POJ3167 Cow Patterns (KMP)

Description

A particular subgroup of K (1 <= K <= 25,000) of Farmer John’s cows likes to make trouble. When placed in a line, these troublemakers stand together in a particular order. In order to locate these troublemakers, FJ has lined up his N (1 <= N <= 100,000) cows. The cows will file past FJ into the barn, staying in order. FJ needs your help to locate suspicious blocks of K cows within this line that might potentially be the troublemaking cows. 

FJ distinguishes his cows by the number of spots 1..S on each cow’s coat (1 <= S <= 25). While not a perfect method, it serves his purposes. FJ does not remember the exact number of spots on each cow in the subgroup of troublemakers. He can, however, remember which cows in the group have the same number of spots, and which of any pair of cows has more spots (if the spot counts differ). He describes such a pattern with a sequence of K ranks in the range 1..S. For example, consider this sequence: 

      1 4 4 3 2 1

In this example, FJ is seeking a consecutive sequence of 6 cows from among his N cows in a line. Cows #1 and #6 in this sequence have the same number of spots (although this number is not necessarily 1) and they have the smallest number of spots of cows #1..#6 (since they are labeled as ‘1’). Cow #5 has the second-smallest number of spots, different from all the other cows #1..#6. Cows #2 and #3 have the same number of spots, and this number is the largest of all cows #1..#6. 
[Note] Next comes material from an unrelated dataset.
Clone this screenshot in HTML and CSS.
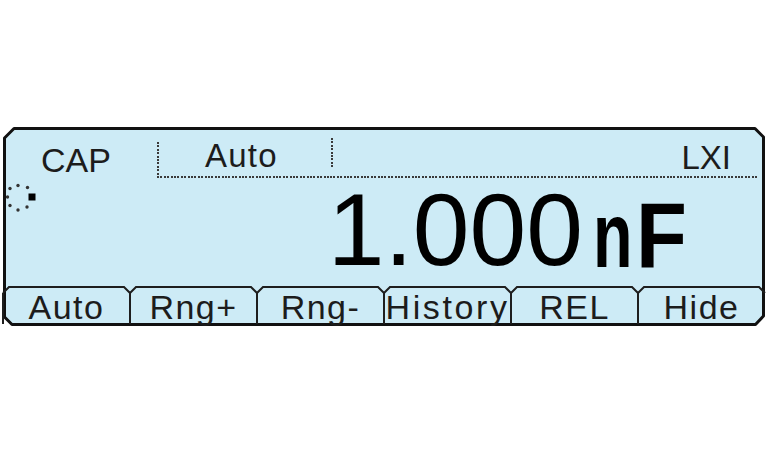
FILE: index.html
```html
<!DOCTYPE html>
<html lang="en">
<head>
<meta charset="utf-8">
<title>CAP 1.000nF</title>
<link rel="stylesheet" href="styles.css">
</head>
<body>
<div class="screen">
  <svg class="frame" width="762" height="199" viewBox="0 0 762 199" aria-hidden="true">
    <path d="M11,1.5 H752 L760.5,10 V189 L752.5,197.5 H9 L1.5,190 V11 Z" fill="#cdebf6" stroke="#111" stroke-width="3" stroke-linejoin="round"/>
  </svg>
  <div class="panel">
    <div class="header">
      <div class="func">CAP</div>
      <div class="range">Auto</div>
      <div class="status">LXI</div>
    </div>
    <div class="main">
      <svg class="busy" width="32" height="32" viewBox="0 0 32 32" aria-hidden="true">
        <g fill="#333">
          <circle cx="13" cy="2.5" r="1.7"/>
          <circle cx="22.5" cy="4.5" r="1.7"/>
          <circle cx="5" cy="5.5" r="1.7"/>
          <circle cx="2.5" cy="14" r="1.7"/>
          <circle cx="5" cy="22.5" r="1.7"/>
          <circle cx="13" cy="27" r="1.7"/>
          <circle cx="22" cy="24" r="1.7"/>
        </g>
        <rect x="23.5" y="10.5" width="7" height="7" fill="#000"/>
      </svg>
      <div class="reading"><span class="digits">1.000</span><span class="unit unit-n">n</span><span class="unit unit-f">F</span></div>
    </div>
    <div class="softkeys">
      <div class="key"><svg class="key-outline" viewBox="0 0 127 38" aria-hidden="true"><path d="M0,7 L6,1 H121 L127,7 M0,7 V38"/></svg><span class="label">Auto</span></div>
      <div class="key"><svg class="key-outline" viewBox="0 0 127 38" aria-hidden="true"><path d="M0,7 L6,1 H121 L127,7 M0,7 V38"/></svg><span class="label">Rng+</span></div>
      <div class="key"><svg class="key-outline" viewBox="0 0 127 38" aria-hidden="true"><path d="M0,7 L6,1 H121 L127,7 M0,7 V38"/></svg><span class="label">Rng-</span></div>
      <div class="key"><svg class="key-outline" viewBox="0 0 127 38" aria-hidden="true"><path d="M0,7 L6,1 H121 L127,7 M0,7 V38"/></svg><span class="label label-wide">History</span></div>
      <div class="key"><svg class="key-outline" viewBox="0 0 127 38" aria-hidden="true"><path d="M0,7 L6,1 H121 L127,7 M0,7 V38"/></svg><span class="label">REL</span></div>
      <div class="key"><svg class="key-outline" viewBox="0 0 127 38" aria-hidden="true"><path d="M0,7 L6,1 H121 L127,7 M0,7 V38"/></svg><span class="label">Hide</span></div>
    </div>
  </div>
</div>
</body>
</html>
```

FILE: styles.css
```css
html, body {
  margin: 0;
  padding: 0;
  background: #ffffff;
}

body {
  width: 768px;
  height: 449px;
  overflow: hidden;
  font-family: "Liberation Sans", Arial, sans-serif;
  color: #1c1c1c;
}

.screen {
  position: relative;
  width: 762px;
  height: 199px;
  margin: 127px 0 0 3px;
}

.frame {
  position: absolute;
  left: 0;
  top: 0;
  display: block;
}

.panel {
  position: relative;
  display: flex;
  flex-direction: column;
  width: 762px;
  height: 199px;
}

/* ---------- header ---------- */
.header {
  display: flex;
  height: 51px;
  padding-right: 8px;
  box-sizing: border-box;
}

.func {
  width: 154px;
  box-sizing: border-box;
  padding: 16px 0 0 38px;
  font-size: 34px;
  line-height: 34px;
}

.range {
  width: 173px;
  box-sizing: border-box;
  padding: 12px 0 0 48px;
  font-size: 33px;
  line-height: 33px;
  letter-spacing: 1.2px;
  background-image:
    repeating-linear-gradient(to bottom, #3a3a3a 0 2px, transparent 2px 3.4px),
    repeating-linear-gradient(to right, #3a3a3a 0 2px, transparent 2px 3.4px);
  background-size: 2px 33px, 100% 2px;
  background-position: 0 15px, 0 49px;
  background-repeat: no-repeat;
}

.status {
  flex: 1;
  box-sizing: border-box;
  padding: 14px 26px 0 0;
  text-align: right;
  font-size: 33px;
  line-height: 33px;
  background-image:
    repeating-linear-gradient(to bottom, #3a3a3a 0 2px, transparent 2px 3.4px),
    repeating-linear-gradient(to right, #3a3a3a 0 2px, transparent 2px 3.4px);
  background-size: 2px 31px, 100% 2px;
  background-position: 1px 11px, 0 49px;
  background-repeat: no-repeat;
}

/* ---------- main reading ---------- */
.main {
  display: flex;
  align-items: flex-start;
  height: 108px;
}

.busy {
  display: block;
  margin: 5px 0 0 2px;
}

.reading {
  margin: 1px 79px 0 auto;
  white-space: nowrap;
  color: #000;
  font-size: 102px;
  line-height: 102px;
}

.unit {
  display: inline-block;
  font-weight: bold;
  font-size: 93.6px;
  line-height: 1;
  vertical-align: -2px;
  transform-origin: left center;
}

.unit-n {
  width: 43px;
  margin-left: 10px;
  transform: scaleX(0.69);
}

.unit-f {
  width: 50px;
  transform: scaleX(0.89);
}

/* ---------- softkeys ---------- */
.softkeys {
  display: grid;
  grid-template-columns: repeat(6, 1fr);
  height: 38px;
}

.key {
  position: relative;
  text-align: center;
}

.key-outline {
  position: absolute;
  left: 0;
  top: 0;
  width: 100%;
  height: 100%;
  overflow: visible;
  fill: none;
  stroke: #1e1e1e;
  stroke-width: 2;
}

.label {
  position: relative;
  display: block;
  padding-top: 5px;
  font-size: 34px;
  line-height: 33px;
  letter-spacing: 1.5px;
}

.label-wide {
  letter-spacing: 2.6px;
}
```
If the true count of spots for some sequence of cows is: 

 5 6 2 10 10 7 3 2 9

then only the subsequence 2 10 10 7 3 2 matches FJ’s pattern above. 

Please help FJ locate all the length-K subsequences in his line of cows that match his specified pattern.

Input

Line 1: Three space-separated integers: N, K, and S 

Lines 2..N+1: Line i+1 describes the number of spots on cow i. 
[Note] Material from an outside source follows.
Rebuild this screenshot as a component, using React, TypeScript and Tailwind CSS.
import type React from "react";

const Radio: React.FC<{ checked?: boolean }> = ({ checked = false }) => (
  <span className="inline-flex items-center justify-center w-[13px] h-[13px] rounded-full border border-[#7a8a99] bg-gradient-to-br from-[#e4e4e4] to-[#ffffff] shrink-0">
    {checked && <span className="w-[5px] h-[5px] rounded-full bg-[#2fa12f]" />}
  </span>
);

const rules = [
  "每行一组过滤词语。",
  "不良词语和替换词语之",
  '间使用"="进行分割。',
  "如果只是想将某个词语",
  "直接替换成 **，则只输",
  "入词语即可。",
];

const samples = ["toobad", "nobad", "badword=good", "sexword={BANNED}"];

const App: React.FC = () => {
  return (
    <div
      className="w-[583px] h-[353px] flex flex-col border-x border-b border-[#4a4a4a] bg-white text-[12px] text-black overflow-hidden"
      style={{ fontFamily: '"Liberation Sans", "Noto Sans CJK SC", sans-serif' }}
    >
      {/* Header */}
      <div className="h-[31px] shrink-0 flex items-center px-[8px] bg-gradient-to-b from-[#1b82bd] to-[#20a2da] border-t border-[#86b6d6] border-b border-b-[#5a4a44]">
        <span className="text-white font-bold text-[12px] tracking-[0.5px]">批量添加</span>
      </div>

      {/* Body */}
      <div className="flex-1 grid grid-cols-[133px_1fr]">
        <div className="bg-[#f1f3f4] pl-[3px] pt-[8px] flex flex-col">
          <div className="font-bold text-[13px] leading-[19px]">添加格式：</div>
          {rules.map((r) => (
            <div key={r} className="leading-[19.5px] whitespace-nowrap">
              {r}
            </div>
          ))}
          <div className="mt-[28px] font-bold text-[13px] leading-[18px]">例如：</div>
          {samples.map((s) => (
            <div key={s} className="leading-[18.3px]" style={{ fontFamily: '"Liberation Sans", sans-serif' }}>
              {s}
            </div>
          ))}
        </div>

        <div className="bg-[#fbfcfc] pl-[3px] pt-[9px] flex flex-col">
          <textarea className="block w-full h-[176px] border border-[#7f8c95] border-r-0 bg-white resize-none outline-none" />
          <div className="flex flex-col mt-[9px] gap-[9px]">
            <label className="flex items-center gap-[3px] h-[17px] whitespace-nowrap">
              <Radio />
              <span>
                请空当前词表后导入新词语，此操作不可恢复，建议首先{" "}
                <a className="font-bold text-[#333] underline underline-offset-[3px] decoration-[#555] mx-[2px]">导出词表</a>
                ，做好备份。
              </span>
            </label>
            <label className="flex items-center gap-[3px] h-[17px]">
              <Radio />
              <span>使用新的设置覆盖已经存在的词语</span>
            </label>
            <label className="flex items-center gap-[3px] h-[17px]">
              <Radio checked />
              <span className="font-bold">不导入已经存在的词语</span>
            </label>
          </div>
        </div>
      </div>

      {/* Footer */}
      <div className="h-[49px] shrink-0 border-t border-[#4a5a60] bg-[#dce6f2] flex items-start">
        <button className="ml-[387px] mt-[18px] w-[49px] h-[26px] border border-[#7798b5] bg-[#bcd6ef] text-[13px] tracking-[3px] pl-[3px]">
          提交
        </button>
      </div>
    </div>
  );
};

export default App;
Lines N+2..N+K+1: Line i+N+1 describes pattern-rank slot i.

Output

Line 1: The number of indices, B, at which the pattern matches 

Lines 2..B+1: An index (in the range 1..N) of the starting location where the pattern matches.

Sample Input

9 6 10
5
6
2
10
10
7
3
2
9
1
4
4
3
2
1

Sample Output

1
3

Hint

Explanation of the sample: 

The sample input corresponds to the example given in the problem statement. 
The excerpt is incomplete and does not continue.